After 9 years of work as an adjunct (low-paid but man, I loved teaching) I finally got a TT position at a campus I was happy to call my new home--great colleagues in the department and on campus (except for the dean, who was a douche of the first order) and I settled in and worked my ass off to get tenure. And not just to get tenure--to make the campus better, to help the students more, to encourage engagement with ideas beyond the classroom. I. loved. my. job. Every day was a new opportunity to talk about things I was interested in with people who were also interested in those things. I'd never felt so good (and truthfully, so stressed--but the stress came from loving the job to the point that I didn't know what I would do if I didn't get tenure).

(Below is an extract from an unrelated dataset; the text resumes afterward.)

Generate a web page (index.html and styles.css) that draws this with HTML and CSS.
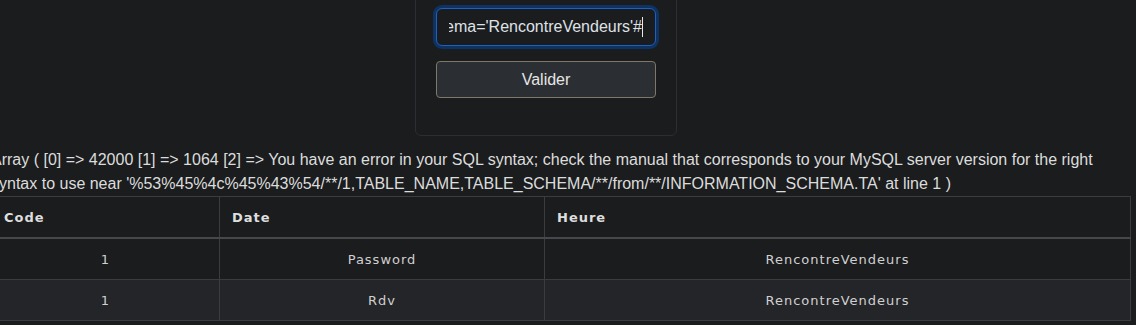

I still love my job. But I don't know if I can love it much longer at the expense of my family, and my hopes for the future. 

I have been teaching for 15 years, and my salary is $44,500/year (so take-home is approx. $32,000). Like most of my colleagues, I work unpaid over the summer on course prep and professional development (writing). Every spring comes the cutting back--to save for the summer months I won't receive a paycheck. June 1 is the last time I see any money until October 1. September is the worst month because I have to start paying for daycare (in mid-August) before I have any money coming in to pay for it. Hubby's salary is less than mine, but since he works a lot of overtime in the summer, we're almost able to make it without resorting to credit cards to buy food. I think this summer I might have to get a third-shift job, because if my pension and health care contributions are taken out (as they always are) in June, this year the cost will be staggering (4 months' worth out of the June check to continue coverage over the summer) if the governor's budget repair bill is passed.


Maybe it wouldn't be so bad if I wasn't being vilified by the Republicans in this state as one of the "haves" simply because I have decent benefits. Benefits which make up some of the gap in pay (but not all of it) between what I earn as a public servant and what I might earn in the private sector. 


So many people do not understand what it takes to be a teacher (at any level)--what kind of dedication to the betterment of others is required of a person who wants to teach. Teachers do not go into their profession to get rich. We don't go into it for "summers off"--I don't know anyone who truly has the summer off--and we certainly don't go into it expecting people to kick us in the stomach. The New York Times today has an article whose focus is mainly secondary ed, but the same applies to post-secondary educators as well--we are scorned. 

I have already taken a 5% pay cut and an increase in my class sizes, and continued to do my job to the best of my ability, but my smile is slipping.


Why am I doing this? I need to teach, but I need to provide for my family. I never expected to be rich being a teacher, but I thought I would be able to have a good, middle-class life. Not so much. Don't own the house we live in (which only has 2 bedrooms so the Things are currently sharing). Don't go on vacations (not even to celebrate milestones this year like being married for 10 years or finally getting tenure after 20 years' worth of striving).  At the rate I'm going, I cannot save for my own retirement, much less the Things' college educations. I feel like a failure on so many levels.


I love teaching. I love feeling like I make a difference every day. But knowing that the people of this state don't value the job I work so hard to do well makes it really fucking hard to get up and keep doing it.


OK. My elbow is sending shooting pain down my arm to my hand. Time to call it a night, because I have to get up and grade papers, journals, and posts tomorrow.